GDP and the recession

I have made a graph that shows "recessionary" periods (according to Andy's new definition he just made up) in grey boxes during the post-war period, on a graph of "% Change in GDP from previous quarter, seasonally adjusted, annualized rate" based on data from The Bureau of Economic Analysis, via Economagic.com.

Note that recessions have become less frequent in the last 20 years, less severe, and have been of "average" length. Also note that GDP growth has generally been far more stable. The average % change in GDP for this data is 3.244%.


Saturday, April 04, 2009

The Stimulus Plan

I have reserved judgment for a long time about the stimulus plan, and now I am finally ready to comment on it.

Fundamentals:
There are a few important things to point out about stimulus plans in general...

  1. Stimulus measures must happen fast to work.
  2. Stimulus money must be put into places where it will be consumed or invested. Where it will be consumed or invested depends on the marginal propensity to save (if it's saved, it isn't consumed or invested). Let's say that you and all your friends make up an economy. I give you $100. Let's say that you typically spend 95% of what you get (you save 5%). So, you buy $95 worth of goods and services from your friends. Then, they have the $95. Each of them saves 5% of that, and spends 95%, etc... So, whether that "savings" percentage is 1% or 10% makes a big deal after you've kind of multiplied out all the economic activity.
  3. Whether the stimulus should target boosting consumption or boosting investment is not obvious.
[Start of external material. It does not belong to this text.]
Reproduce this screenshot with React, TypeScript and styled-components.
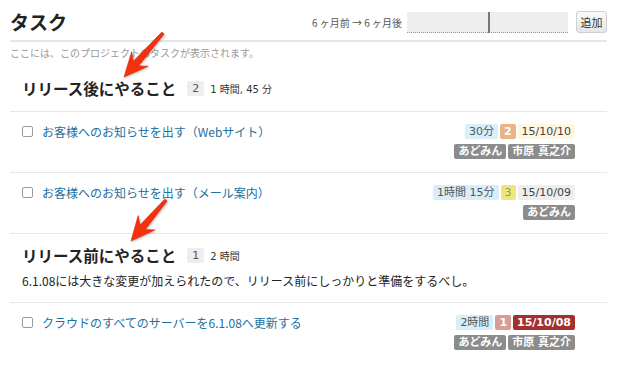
import styled, { createGlobalStyle } from "styled-components";

const GlobalStyle = createGlobalStyle`
    html, body {
        margin: 0;
        padding: 0;
        background: #fff;
    }
    body {
        font-family: "Noto Sans CJK JP", "Noto Sans", sans-serif;
        color: #333;
    }
`

type Tone = 'time' | 'orange' | 'yellow' | 'pink' | 'cream' | 'gray' | 'red' | 'user';

interface Task {
    title: string;
    time: string;
    priority: string;
    priorityTone: Tone;
    date: string;
    dateTone: Tone;
    users: string[];
}

interface Group {
    name: string;
    count: string;
    total: string;
    description?: string;
    tasks: Task[];
}

const groups: Group[] = [
    {
        name: 'リリース後にやること',
        count: '2',
        total: '1 時間, 45 分',
        tasks: [
            { title: 'お客様へのお知らせを出す（Webサイト）', time: '30分', priority: '2', priorityTone: 'orange', date: '15/10/10', dateTone: 'cream', users: ['あどみん', '市原 真之介'] },
            { title: 'お客様へのお知らせを出す（メール案内）', time: '1時間 15分', priority: '3', priorityTone: 'yellow', date: '15/10/09', dateTone: 'gray', users: ['あどみん'] },
        ],
    },
    {
        name: 'リリース前にやること',
        count: '1',
        total: '2 時間',
        description: '6.1.08には大きな変更が加えられたので、リリース前にしっかりと準備をするべし。',
        tasks: [
            { title: 'クラウドのすべてのサーバーを6.1.08へ更新する', time: '2時間', priority: '1', priorityTone: 'pink', date: '15/10/08', dateTone: 'red', users: ['あどみん', '市原 真之介'] },
        ],
    },
];

// callout arrows drawn over the page: tail -> tip
const arrows = [
    { x1: 163, y1: 33, x2: 124, y2: 77 },
    { x1: 166, y1: 200, x2: 131, y2: 241 },
];

const arrowPoints = ({ x1, y1, x2, y2 }: { x1: number; y1: number; x2: number; y2: number }) => {
    const dx = x2 - x1;
    const dy = y2 - y1;
    const len = Math.hypot(dx, dy);
    const ux = dx / len, uy = dy / len;
    const nx = -uy, ny = ux;
    const bx = x2 - ux * 21, by = y2 - uy * 21;
    const p = (x: number, y: number) => `${x.toFixed(1)},${y.toFixed(1)}`;
    return [
        p(x1 + nx * 1.5, y1 + ny * 1.5),
        p(bx + ux * 3 + nx * 3.5, by + uy * 3 + ny * 3.5),
        p(bx - ux * 3 + nx * 11, by - uy * 3 + ny * 11),
        p(x2, y2),
        p(bx - ux * 3 - nx * 11, by - uy * 3 - ny * 11),
        p(bx + ux * 3 - nx * 3.5, by + uy * 3 - ny * 3.5),
        p(x1 - nx * 1.5, y1 - ny * 1.5),
    ].join(' ');
};

const App = () => {
    return (
        <>
            <GlobalStyle />
            <Page>
                <Header>
                    <Title>タスク</Title>
                    <RangeBox>
                        <RangeLabel>6 ヶ月前 → 6 ヶ月後</RangeLabel>
                        <RangeTrack>
                            <RangeHandle />
                        </RangeTrack>
                        <AddButton>追加</AddButton>
                    </RangeBox>
                </Header>
                <Subtitle>ここには、このプロジェクトのタスクが表示されます。</Subtitle>

                {groups.map((group, gi) => (
                    <section key={group.name}>
                        <GroupHead divided={gi > 0}>
                            <GroupTitleRow>
                                <GroupName>{group.name}</GroupName>
                                <CountBadge>{group.count}</CountBadge>
                                <TotalTime>{group.total}</TotalTime>
                            </GroupTitleRow>
                            {group.description && <GroupDescription>{group.description}</GroupDescription>}
                        </GroupHead>
                        {group.tasks.map(task => (
                            <TaskRow key={task.title}>
                                <CheckBox />
                                <TaskLink>{task.title}</TaskLink>
                                <Meta>
                                    <MetaLine>
                                        <Tag tone="time">{task.time}</Tag>
                                        <Tag tone={task.priorityTone}>{task.priority}</Tag>
                                        <Tag tone={task.dateTone}>{task.date}</Tag>
                                    </MetaLine>
                                    <MetaLine>
                                        {task.users.map(u => (
                                            <Tag key={u} tone="user">{u}</Tag>
                                        ))}
                                    </MetaLine>
                                </Meta>
                            </TaskRow>
                        ))}
                    </section>
                ))}

                <Overlay width="617" height="373" viewBox="0 0 617 373">
                    {arrows.map((a, i) => (
                        <polygon key={i} points={arrowPoints(a)} fill="#f5300f" stroke="#d82508" strokeWidth="0.6" strokeLinejoin="round" />
                    ))}
                </Overlay>
            </Page>
        </>
    )
}

const Page = styled.div`
    position: relative;
    width: 617px;
    height: 373px;
    box-sizing: border-box;
    padding: 10px 10px 0;
    overflow: hidden;
`

const Header = styled.header`
    display: flex;
    justify-content: space-between;
    align-items: center;
    height: 24px;
    padding-bottom: 6px;
    border-bottom: 2px solid #e6e6e6;
`

const Title = styled.h1`
    margin: 0;
    font-size: 19px;
    line-height: 24px;
    font-weight: bold;
    color: #222;
`

const RangeBox = styled.div`
    display: flex;
    align-items: center;
`

const RangeLabel = styled.span`
    font-size: 10px;
    color: #555;
    margin-right: 5px;
`

const RangeTrack = styled.div`
    position: relative;
    width: 161px;
    height: 20px;
    background: #eeeeee;
    border-bottom: 1px dotted #999;
    margin-right: 8px;
`

const RangeHandle = styled.div`
    position: absolute;
    left: 81px;
    top: 0;
    width: 2px;
    height: 21px;
    background: #777;
`

const AddButton = styled.button`
    width: 31px;
    height: 22px;
    padding: 0;
    font-family: inherit;
    font-size: 11px;
    color: #333;
    border: 1px solid #d0d0d0;
    border-radius: 3px;
    background: linear-gradient(#fafafa, #e6e6e6);
`

const Subtitle = styled.p`
    margin: 4px 0 0;
    font-size: 10px;
    line-height: 14px;
    color: #999;
`

const GroupHead = styled.div<{ divided: boolean }>`
    padding: ${p => p.divided ? '11px 0 13px 12px' : '18px 0 13px 12px'};
    border-top: ${p => p.divided ? '1px solid #e8e8e8' : 'none'};
`

const GroupTitleRow = styled.div`
    display: flex;
    align-items: center;
`

const GroupName = styled.h2`
    margin: 0;
    font-size: 15.5px;
    line-height: 20px;
    font-weight: bold;
    color: #222;
`

const CountBadge = styled.span`
    margin-left: 11px;
    padding: 0 5px;
    height: 15px;
    line-height: 15px;
    font-family: "DejaVu Sans", "Noto Sans CJK JP", sans-serif;
    font-size: 11px;
    color: #555;
    background: #eeeeee;
    border-radius: 2px;
`

const TotalTime = styled.span`
    margin-left: 6px;
    font-family: "DejaVu Sans", "Noto Sans CJK JP", sans-serif;
    font-size: 10px;
    color: #333;
`

const GroupDescription = styled.p`
    margin: 8px 0 0;
    font-size: 12px;
    line-height: 16px;
    color: #222;
`

const TaskRow = styled.div`
    display: flex;
    align-items: flex-start;
    padding: 12px 32px 13px 12px;
    border-top: 1px solid #e8e8e8;
`

const CheckBox = styled.span`
    box-sizing: border-box;
    width: 11px;
    height: 11px;
    margin-top: 2px;
    margin-right: 9px;
    border: 1px solid #9a9a9a;
    border-radius: 2px;
    background: #fff;
`

const TaskLink = styled.a`
    flex: 1;
    font-size: 12px;
    line-height: 15px;
    color: #21709f;
    cursor: pointer;
`

const Meta = styled.div`
    display: flex;
    flex-direction: column;
    align-items: flex-end;
    gap: 5px;
`

const MetaLine = styled.div`
    display: flex;
    gap: 2px;
`

const toneStyles: Record<Tone, string> = {
    time: 'background: #d8effa; color: #555;',
    orange: 'background: #e9b48a; color: #fff; font-weight: bold;',
    yellow: 'background: #ece67c; color: #9a9670;',
    pink: 'background: #d99b97; color: #fff; font-weight: bold;',
    cream: 'background: #fdf6e1; color: #444;',
    gray: 'background: #eeeeee; color: #444;',
    red: 'background: #a52f2c; color: #fff; font-weight: bold;',
    user: 'background: #8c8c8c; color: #fff; font-weight: bold;',
};

const Tag = styled.span<{ tone: Tone }>`
    height: 15px;
    line-height: 15px;
    padding: 0 4px;
    font-family: "DejaVu Sans", "Noto Sans CJK JP", sans-serif;
    font-size: 11px;
    border-radius: 2px;
    white-space: nowrap;
    ${p => toneStyles[p.tone]}
`

const Overlay = styled.svg`
    position: absolute;
    top: 0;
    left: 0;
    pointer-events: none;
    filter: drop-shadow(1px 1px 1px rgba(0, 0, 0, 0.25));
`

export default App;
Both things can be good, and no one can tell you what the "optimal" ratio is. The optimal ratio probably changes over time, anyway. The US is currently "consuming" more of its GDP than it has historically, on average, so a case can be made that stimulating "investment" right now is better than stimulating "consumption."
Bad things about the stimulus plan:

  1. The US economy has had a very, very low (or negative) savings rate and too much borrowing. Only just recently (since the economy broke down), have Americans started saving. Too many things in the stimulus plan are simply designed to jump start borrowing and spending of the exact same types we had too much of before.
  2. The stimulus plan doesn't give employers enough incentives to raise employment. The stimulus plan should lower the payroll taxes, because this helps employers hire more workers and/or means people take home more of their paychecks, and it also helps small businesses and self-employed people immensely.
  3. The stimulus plan doesn't do enough to help states. The states spend 2x as much money as the federal government does. They (the states) have no money. In order to raise money, states raise property, car, excise, and sales taxes, for example. These kinds of taxes directly and negatively affect the exact kind of spending the federal government is trying to stimulate (such as buying cars). Instead of simply having state and federal taxes offset one another, the federal government should cut out the middleman by making up state tax shortfalls, so they don't have to do things like raise sales taxes.
  4. Much of the stimulus money will be too slow. The building of schools, bridges, etc... will happen too slowly to stimulate the economy. The economy will likely be out of the recession in a year or two, but most of the money spent on a new bridge will trickle into the economy slowly over a 5 year period or so.
  5. The stimulus does nothing to address certain causes of structural unemployment and weakness in the economy, such as screwed up tax incentives, over-investment in houses (it actually further encourages this), illogical industry subsidies, broken labor union contracts, etc...
  6. The stimulus plan doesn't adequately encourage "creative destruction." Rather than propping up ailing industries, we should be easing the bankruptcy process, encouraging business formation, and incentivizing business investment.

Good things about the stimulus plan:

  1. If you're going to "waste" money in a stimulus plan by having it come too slowly, at least "waste" it on things that have long term value, like infrastructure construction. That's better than simply spending it on transfer payments. If you're going to do transfer payments as stimulus (transfer money from people with high savings rates to people with low savings rates) do it fast so it can stimulate the economy now.
  2. The stimulus plan does increase unemployment benefits, and gets us a step closer to a working national wage insurance scheme.